Catherine and I sat in Christophe’s little car by the side of the road for hours, eating biscuits, looking for the longest word in Christophe’s German novel on the back parcel shelf, trying on each other’s sunglasses and doing endless closed- eye drawings. I dimly remember that we were waiting for the police, who I suspect had little interest in poaching and even less interest in tackling the Mafia. I don’t remember the outcome. I remember being bored.
And at last we flew home. Nothing went wrong except that Christophe bought us ice cream at the airport and Catherine’s fell clean off the cone and onto the floor with a splat. We changed at Milan and got our brand-new passports stamped – more biscuits and closed-eye drawings as we waited.
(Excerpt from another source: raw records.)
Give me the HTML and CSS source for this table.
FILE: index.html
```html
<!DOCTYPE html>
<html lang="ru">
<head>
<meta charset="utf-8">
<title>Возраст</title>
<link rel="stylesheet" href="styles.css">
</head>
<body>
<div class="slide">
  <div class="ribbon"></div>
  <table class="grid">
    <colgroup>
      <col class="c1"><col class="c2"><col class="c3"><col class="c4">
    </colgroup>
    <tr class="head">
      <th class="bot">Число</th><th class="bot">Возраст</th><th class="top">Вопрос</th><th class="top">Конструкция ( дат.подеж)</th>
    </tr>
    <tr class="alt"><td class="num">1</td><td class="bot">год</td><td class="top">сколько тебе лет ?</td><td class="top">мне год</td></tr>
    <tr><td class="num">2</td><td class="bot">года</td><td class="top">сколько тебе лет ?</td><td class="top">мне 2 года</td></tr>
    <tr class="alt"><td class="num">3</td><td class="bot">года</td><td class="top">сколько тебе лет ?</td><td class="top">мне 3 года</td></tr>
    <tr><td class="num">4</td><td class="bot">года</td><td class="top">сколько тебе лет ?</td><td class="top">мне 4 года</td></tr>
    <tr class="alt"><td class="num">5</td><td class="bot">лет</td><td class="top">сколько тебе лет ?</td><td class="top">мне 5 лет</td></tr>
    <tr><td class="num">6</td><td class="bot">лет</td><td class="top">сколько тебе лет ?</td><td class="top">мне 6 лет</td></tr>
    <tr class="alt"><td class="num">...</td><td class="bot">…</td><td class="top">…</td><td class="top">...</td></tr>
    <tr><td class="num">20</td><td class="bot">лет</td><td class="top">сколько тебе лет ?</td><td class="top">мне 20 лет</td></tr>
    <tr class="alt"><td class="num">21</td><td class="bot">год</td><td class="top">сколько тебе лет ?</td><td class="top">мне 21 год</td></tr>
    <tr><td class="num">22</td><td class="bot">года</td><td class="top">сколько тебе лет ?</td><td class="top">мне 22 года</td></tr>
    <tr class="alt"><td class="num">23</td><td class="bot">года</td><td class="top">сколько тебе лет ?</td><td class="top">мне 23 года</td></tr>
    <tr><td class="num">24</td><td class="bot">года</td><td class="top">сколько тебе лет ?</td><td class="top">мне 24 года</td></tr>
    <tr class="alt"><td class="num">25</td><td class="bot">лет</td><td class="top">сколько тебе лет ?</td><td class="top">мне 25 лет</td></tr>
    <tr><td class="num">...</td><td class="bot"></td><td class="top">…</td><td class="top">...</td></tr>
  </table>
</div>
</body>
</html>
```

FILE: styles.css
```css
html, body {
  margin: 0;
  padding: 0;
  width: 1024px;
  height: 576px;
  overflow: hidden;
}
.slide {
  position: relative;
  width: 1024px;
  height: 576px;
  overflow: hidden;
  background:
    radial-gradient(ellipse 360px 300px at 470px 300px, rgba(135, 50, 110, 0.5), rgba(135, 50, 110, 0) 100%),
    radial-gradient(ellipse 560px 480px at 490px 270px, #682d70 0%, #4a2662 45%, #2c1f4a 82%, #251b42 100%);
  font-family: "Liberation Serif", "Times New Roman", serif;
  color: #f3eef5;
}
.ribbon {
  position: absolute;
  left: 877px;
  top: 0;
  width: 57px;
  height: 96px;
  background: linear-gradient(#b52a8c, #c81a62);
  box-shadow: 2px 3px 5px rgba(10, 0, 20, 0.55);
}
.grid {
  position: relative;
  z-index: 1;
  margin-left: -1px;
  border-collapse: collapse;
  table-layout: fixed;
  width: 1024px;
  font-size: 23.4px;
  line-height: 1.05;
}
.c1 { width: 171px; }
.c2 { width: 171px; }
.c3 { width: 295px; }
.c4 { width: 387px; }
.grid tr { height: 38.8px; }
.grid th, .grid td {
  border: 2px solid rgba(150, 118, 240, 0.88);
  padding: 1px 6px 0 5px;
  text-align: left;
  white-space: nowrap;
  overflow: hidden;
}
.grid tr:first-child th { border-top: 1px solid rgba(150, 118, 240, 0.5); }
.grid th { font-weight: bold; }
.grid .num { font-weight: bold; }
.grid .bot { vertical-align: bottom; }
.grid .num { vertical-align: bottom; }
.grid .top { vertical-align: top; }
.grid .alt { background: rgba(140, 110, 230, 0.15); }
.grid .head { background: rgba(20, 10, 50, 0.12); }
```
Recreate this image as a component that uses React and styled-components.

And then we were back at Heathrow, alive, well and on time, to be picked up by our parents who had been mad enough to let us go.
We used it for our Trident Gold, a certificate a bit like a mini Duke of Edinburgh’s Award where you had to complete a certain number of hours of volunteering, three weeks of work experience and a personal challenge; a photographer from the local paper came into school to take pictures of us pretending to look through binoculars, and we had to do a talk about the trip to the incoming year 10 parents – by far the scariest part of the whole thing. No wonder I had no fear of roaming Switzerland on my own during my year abroad as a language student six years later – I’d had a good start on my solo travel career and if we could manage Italy, we could manage anything.